EXERCISE DETAILS - Skip the pictures. Transcribe the rest of the data below without changing a word.

====== MATERIAL TO PROCESS

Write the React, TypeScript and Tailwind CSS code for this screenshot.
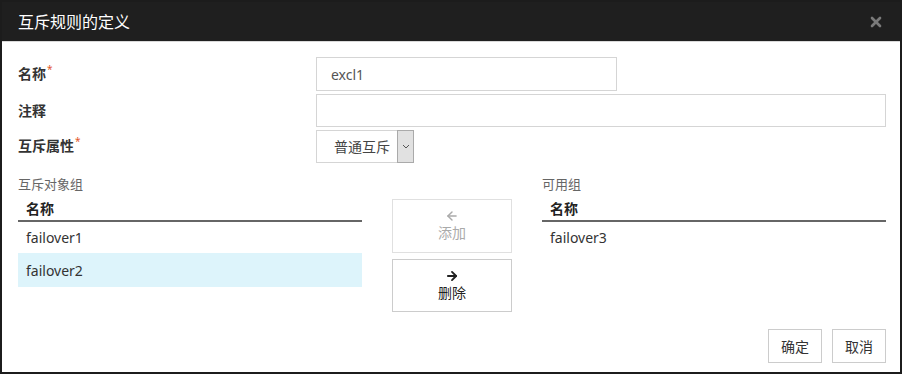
import React from "react";
import { ArrowLeft, ArrowRight, X } from "lucide-react";

const font = { fontFamily: '"Noto Sans", "Noto Sans CJK SC", sans-serif' };

function Label({ text, required }: { text: string; required?: boolean }) {
  return (
    <div className="w-[298px] shrink-0 text-[14px] font-bold text-[#333] leading-[18px]">
      {text}
      {required && <span className="text-[#e2572b] font-normal text-[10px] ml-[1px] relative -top-[6px]">*</span>}
    </div>
  );
}

function GroupTable({ title, rows, selected }: { title: string; rows: string[]; selected?: number }) {
  return (
    <div className="w-[344px] shrink-0">
      <div className="h-[18px] leading-[18px] text-[13px] text-[#666]">{title}</div>
      <div className="h-[29px] pt-[7px] px-2 border-b-2 border-[#666] text-[14px] font-bold text-[#222] leading-[18px]">名称</div>
      {rows.map((r, i) => (
        <div
          key={r}
          className={
            "px-2 flex items-center text-[14px] text-[#333] " +
            (i === 0 ? "h-[31px] " : "h-[34px] ") +
            (selected === i ? "bg-[#ddf4fb]" : "")
          }
        >
          {r}
        </div>
      ))}
    </div>
  );
}

export default function App() {
  return (
    <div className="w-[904px] h-[376px] bg-white" style={font}>
      <div className="w-[902px] h-[374px] border-2 border-[#1c1c1c] flex flex-col">
        <div className="h-[40px] bg-[#1f1f1f] border-b border-[#d9d9d9] flex items-center justify-between pl-4 pr-[16px] shrink-0">
          <span className="text-white text-[16px]">互斥规则的定义</span>
          <X className="w-[16px] h-[16px] text-[#7a7a7a]" strokeWidth={4} />
        </div>

        <div className="flex-1 flex flex-col pl-4 pr-[14px] pt-[15px] pb-[9px]">
          <div className="flex items-center h-[34px] mb-[3px]">
            <Label text="名称" required />
            <div className="w-[301px] h-[34px] border border-[#d5d5d5] px-[14px] flex items-center text-[14px] text-[#555]">excl1</div>
          </div>
          <div className="flex items-center h-[33px] mb-[3px]">
            <Label text="注释" />
            <div className="flex-1 h-[33px] border border-[#d5d5d5]" />
          </div>
          <div className="flex items-center h-[33px]">
            <Label text="互斥属性" required />
            <div className="w-[98px] h-[33px] border border-[#d5d5d5] flex">
              <div className="flex-1 pl-[17px] flex items-center text-[14px] text-[#444]">普通互斥</div>
              <div className="w-[17px] border border-[#aaa] bg-[#e1e1e1] -my-px -mr-px flex items-center justify-center">
                <svg width="8" height="5" viewBox="0 0 8 5"><path d="M1 1l3 3 3-3" fill="none" stroke="#555" strokeWidth="1" /></svg>
              </div>
            </div>
          </div>

          <div className="flex mt-[12px]">
            <GroupTable title="互斥对象组" rows={["failover1", "failover2"]} selected={1} />
            <div className="w-[120px] ml-[30px] mt-[24px] flex flex-col gap-[6px] shrink-0">
              <div className="h-[54px] border border-[#e0e0e0] flex flex-col items-center justify-center text-[#aaa] text-[14px]">
                <ArrowLeft className="w-[14px] h-[14px]" strokeWidth={2.5} />
                <span className="leading-[20px]">添加</span>
              </div>
              <div className="h-[53px] border border-[#ccc] flex flex-col items-center justify-center text-[#222] text-[14px]">
                <ArrowRight className="w-[14px] h-[14px]" strokeWidth={3.25} />
                <span className="leading-[20px]">删除</span>
              </div>
            </div>
            <div className="ml-[30px]">
              <GroupTable title="可用组" rows={["failover3"]} />
            </div>
          </div>

          <div className="mt-auto flex justify-end gap-[10px]">
            <div className="w-[54px] h-[34px] border border-[#ccc] flex items-center justify-center text-[14px] text-[#333]">确定</div>
            <div className="w-[54px] h-[34px] border border-[#ccc] flex items-center justify-center text-[14px] text-[#333]">取消</div>
          </div>
        </div>
      </div>
    </div>
  );
}
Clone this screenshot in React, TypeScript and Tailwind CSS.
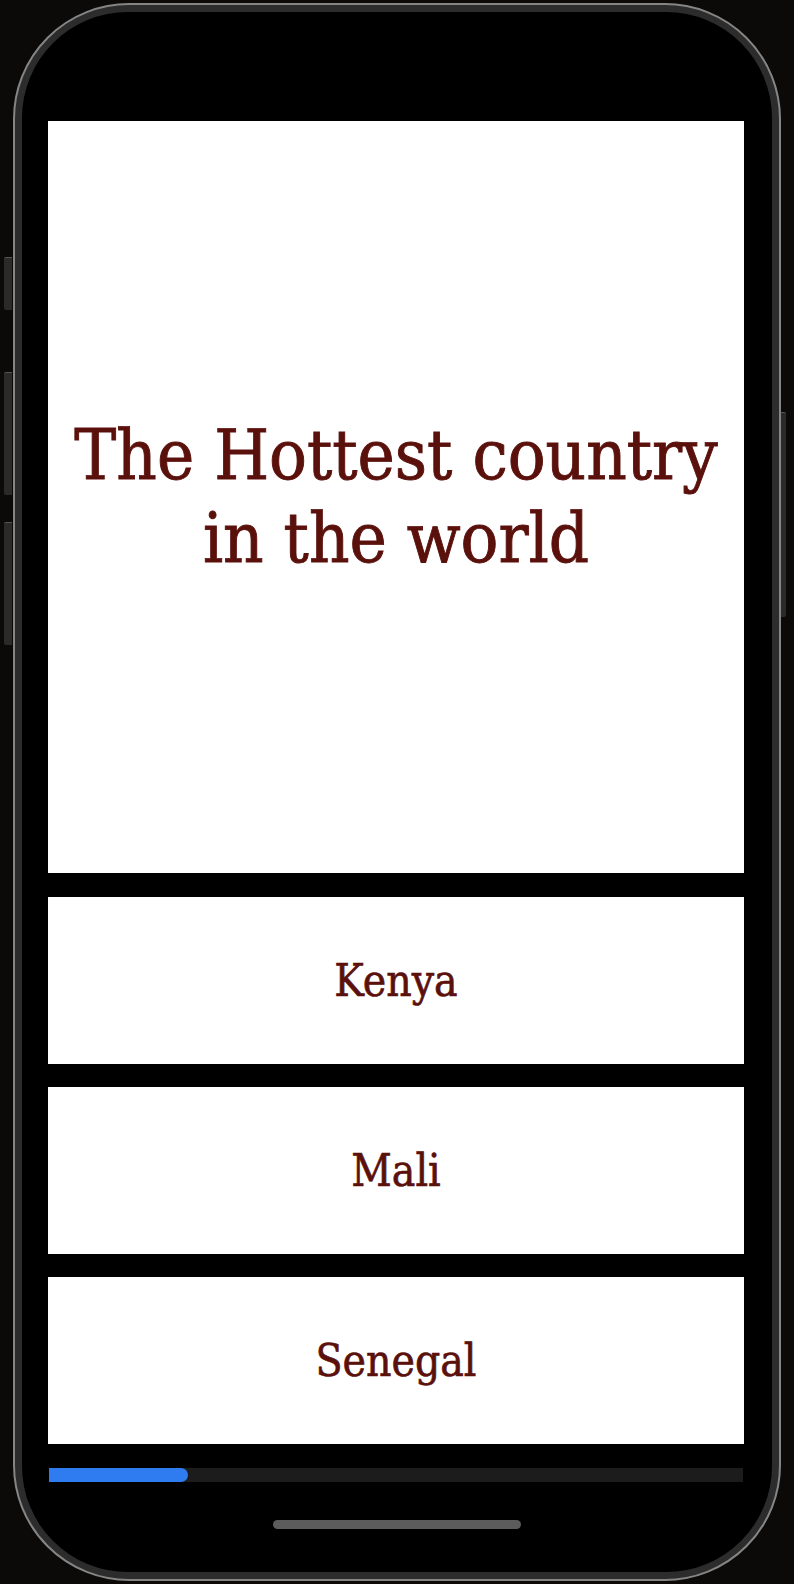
import React from "react";

const answers = ["Kenya", "Mali", "Senegal"];

export default function App() {
  const progress = 20;
  return (
    <div className="relative w-[794px] h-[1584px] bg-[#0b0a09] pt-[3px] pl-[13px] overflow-hidden">
      {/* side buttons */}
      <div className="absolute left-[4px] top-[257px] w-[8px] h-[53px] rounded-l-[2px] bg-[#2a2a2a] border-t border-[#555]" />
      <div className="absolute left-[4px] top-[372px] w-[8px] h-[123px] rounded-l-[2px] bg-[#2a2a2a] border-t border-[#555]" />
      <div className="absolute left-[4px] top-[522px] w-[8px] h-[123px] rounded-l-[2px] bg-[#2a2a2a] border-t border-[#555]" />
      <div className="absolute left-[781px] top-[412px] w-[5px] h-[205px] rounded-r-[2px] bg-[#2a2a2a] border-t border-[#555]" />

      {/* phone frame */}
      <div className="w-[768px] h-[1578px] rounded-[116px] border-2 border-[#858585] bg-[#2c2c2c] p-[7px]">
        <div
          className="flex flex-col h-full rounded-[106px] bg-black pt-[109px] pl-[26px] pr-[28px]"
          style={{ fontFamily: '"DejaVu Serif", serif' }}
        >
          {/* question */}
          <div className="flex items-center justify-center h-[752px] bg-white">
            <h1 className="text-center text-[70px] leading-[83px] text-[#5a100b] font-stretch-condensed [-webkit-text-stroke:0.9px_#5a100b]">
              The Hottest country
              <br />
              in the world
            </h1>
          </div>

          {/* answers */}
          <div className="flex flex-col gap-[23px] mt-[24px]">
            {answers.map((a) => (
              <div
                key={a}
                className="flex items-center justify-center h-[167px] bg-white"
              >
                <span className="text-[44px] text-[#5a100b] font-stretch-condensed [-webkit-text-stroke:0.6px_#5a100b]">
                  {a}
                </span>
              </div>
            ))}
          </div>

          {/* progress */}
          <div className="mt-[24px] h-[14px] bg-[#1c1c1c] mx-[1px]">
            <div
              className="h-full bg-[#2f7bf0] rounded-r-full"
              style={{ width: `${progress}%` }}
            />
          </div>

          {/* home indicator */}
          <div className="mt-[38px] self-center w-[248px] h-[9px] rounded-full bg-[#5c5c5c] ml-[2px]" />
        </div>
      </div>
    </div>
  );
}
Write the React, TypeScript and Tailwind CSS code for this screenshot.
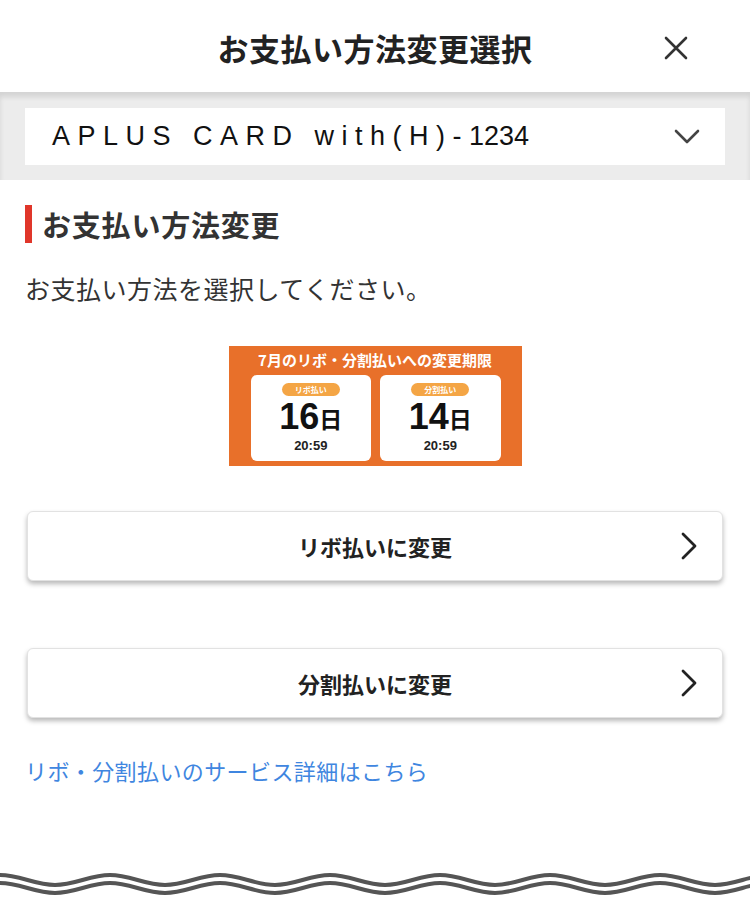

============

COMPLETE OUTPUT -
Write the React, TypeScript and Tailwind CSS code for this screenshot.
import React from "react";
import { ArrowLeft, ArrowRight, X } from "lucide-react";

const font = { fontFamily: '"Noto Sans", "Noto Sans CJK SC", sans-serif' };

function Label({ text, required }: { text: string; required?: boolean }) {
  return (
    <div className="w-[298px] shrink-0 text-[14px] font-bold text-[#333] leading-[18px]">
      {text}
      {required && <span className="text-[#e2572b] font-normal text-[10px] ml-[1px] relative -top-[6px]">*</span>}
    </div>
  );
}

function GroupTable({ title, rows, selected }: { title: string; rows: string[]; selected?: number }) {
  return (
    <div className="w-[344px] shrink-0">
      <div className="h-[18px] leading-[18px] text-[13px] text-[#666]">{title}</div>
      <div className="h-[29px] pt-[7px] px-2 border-b-2 border-[#666] text-[14px] font-bold text-[#222] leading-[18px]">名称</div>
      {rows.map((r, i) => (
        <div
          key={r}
          className={
            "px-2 flex items-center text-[14px] text-[#333] " +
            (i === 0 ? "h-[31px] " : "h-[34px] ") +
            (selected === i ? "bg-[#ddf4fb]" : "")
          }
        >
          {r}
        </div>
      ))}
    </div>
  );
}

export default function App() {
  return (
    <div className="w-[904px] h-[376px] bg-white" style={font}>
      <div className="w-[902px] h-[374px] border-2 border-[#1c1c1c] flex flex-col">
        <div className="h-[40px] bg-[#1f1f1f] border-b border-[#d9d9d9] flex items-center justify-between pl-4 pr-[16px] shrink-0">
          <span className="text-white text-[16px]">互斥规则的定义</span>
          <X className="w-[16px] h-[16px] text-[#7a7a7a]" strokeWidth={4} />
        </div>

        <div className="flex-1 flex flex-col pl-4 pr-[14px] pt-[15px] pb-[9px]">
          <div className="flex items-center h-[34px] mb-[3px]">
            <Label text="名称" required />
            <div className="w-[301px] h-[34px] border border-[#d5d5d5] px-[14px] flex items-center text-[14px] text-[#555]">excl1</div>
          </div>
          <div className="flex items-center h-[33px] mb-[3px]">
            <Label text="注释" />
            <div className="flex-1 h-[33px] border border-[#d5d5d5]" />
          </div>
          <div className="flex items-center h-[33px]">
            <Label text="互斥属性" required />
            <div className="w-[98px] h-[33px] border border-[#d5d5d5] flex">
              <div className="flex-1 pl-[17px] flex items-center text-[14px] text-[#444]">普通互斥</div>
              <div className="w-[17px] border border-[#aaa] bg-[#e1e1e1] -my-px -mr-px flex items-center justify-center">
                <svg width="8" height="5" viewBox="0 0 8 5"><path d="M1 1l3 3 3-3" fill="none" stroke="#555" strokeWidth="1" /></svg>
              </div>
            </div>
          </div>

          <div className="flex mt-[12px]">
            <GroupTable title="互斥对象组" rows={["failover1", "failover2"]} selected={1} />
            <div className="w-[120px] ml-[30px] mt-[24px] flex flex-col gap-[6px] shrink-0">
              <div className="h-[54px] border border-[#e0e0e0] flex flex-col items-center justify-center text-[#aaa] text-[14px]">
                <ArrowLeft className="w-[14px] h-[14px]" strokeWidth={2.5} />
                <span className="leading-[20px]">添加</span>
              </div>
              <div className="h-[53px] border border-[#ccc] flex flex-col items-center justify-center text-[#222] text-[14px]">
                <ArrowRight className="w-[14px] h-[14px]" strokeWidth={3.25} />
                <span className="leading-[20px]">删除</span>
              </div>
            </div>
            <div className="ml-[30px]">
              <GroupTable title="可用组" rows={["failover3"]} />
            </div>
          </div>

          <div className="mt-auto flex justify-end gap-[10px]">
            <div className="w-[54px] h-[34px] border border-[#ccc] flex items-center justify-center text-[14px] text-[#333]">确定</div>
            <div className="w-[54px] h-[34px] border border-[#ccc] flex items-center justify-center text-[14px] text-[#333]">取消</div>
          </div>
        </div>
      </div>
    </div>
  );
}
Clone this screenshot in React, TypeScript and Tailwind CSS.
import React from "react";

const answers = ["Kenya", "Mali", "Senegal"];

export default function App() {
  const progress = 20;
  return (
    <div className="relative w-[794px] h-[1584px] bg-[#0b0a09] pt-[3px] pl-[13px] overflow-hidden">
      {/* side buttons */}
      <div className="absolute left-[4px] top-[257px] w-[8px] h-[53px] rounded-l-[2px] bg-[#2a2a2a] border-t border-[#555]" />
      <div className="absolute left-[4px] top-[372px] w-[8px] h-[123px] rounded-l-[2px] bg-[#2a2a2a] border-t border-[#555]" />
      <div className="absolute left-[4px] top-[522px] w-[8px] h-[123px] rounded-l-[2px] bg-[#2a2a2a] border-t border-[#555]" />
      <div className="absolute left-[781px] top-[412px] w-[5px] h-[205px] rounded-r-[2px] bg-[#2a2a2a] border-t border-[#555]" />

      {/* phone frame */}
      <div className="w-[768px] h-[1578px] rounded-[116px] border-2 border-[#858585] bg-[#2c2c2c] p-[7px]">
        <div
          className="flex flex-col h-full rounded-[106px] bg-black pt-[109px] pl-[26px] pr-[28px]"
          style={{ fontFamily: '"DejaVu Serif", serif' }}
        >
          {/* question */}
          <div className="flex items-center justify-center h-[752px] bg-white">
            <h1 className="text-center text-[70px] leading-[83px] text-[#5a100b] font-stretch-condensed [-webkit-text-stroke:0.9px_#5a100b]">
              The Hottest country
              <br />
              in the world
            </h1>
          </div>

          {/* answers */}
          <div className="flex flex-col gap-[23px] mt-[24px]">
            {answers.map((a) => (
              <div
                key={a}
                className="flex items-center justify-center h-[167px] bg-white"
              >
                <span className="text-[44px] text-[#5a100b] font-stretch-condensed [-webkit-text-stroke:0.6px_#5a100b]">
                  {a}
                </span>
              </div>
            ))}
          </div>

          {/* progress */}
          <div className="mt-[24px] h-[14px] bg-[#1c1c1c] mx-[1px]">
            <div
              className="h-full bg-[#2f7bf0] rounded-r-full"
              style={{ width: `${progress}%` }}
            />
          </div>

          {/* home indicator */}
          <div className="mt-[38px] self-center w-[248px] h-[9px] rounded-full bg-[#5c5c5c] ml-[2px]" />
        </div>
      </div>
    </div>
  );
}
Write the React, TypeScript and Tailwind CSS code for this screenshot.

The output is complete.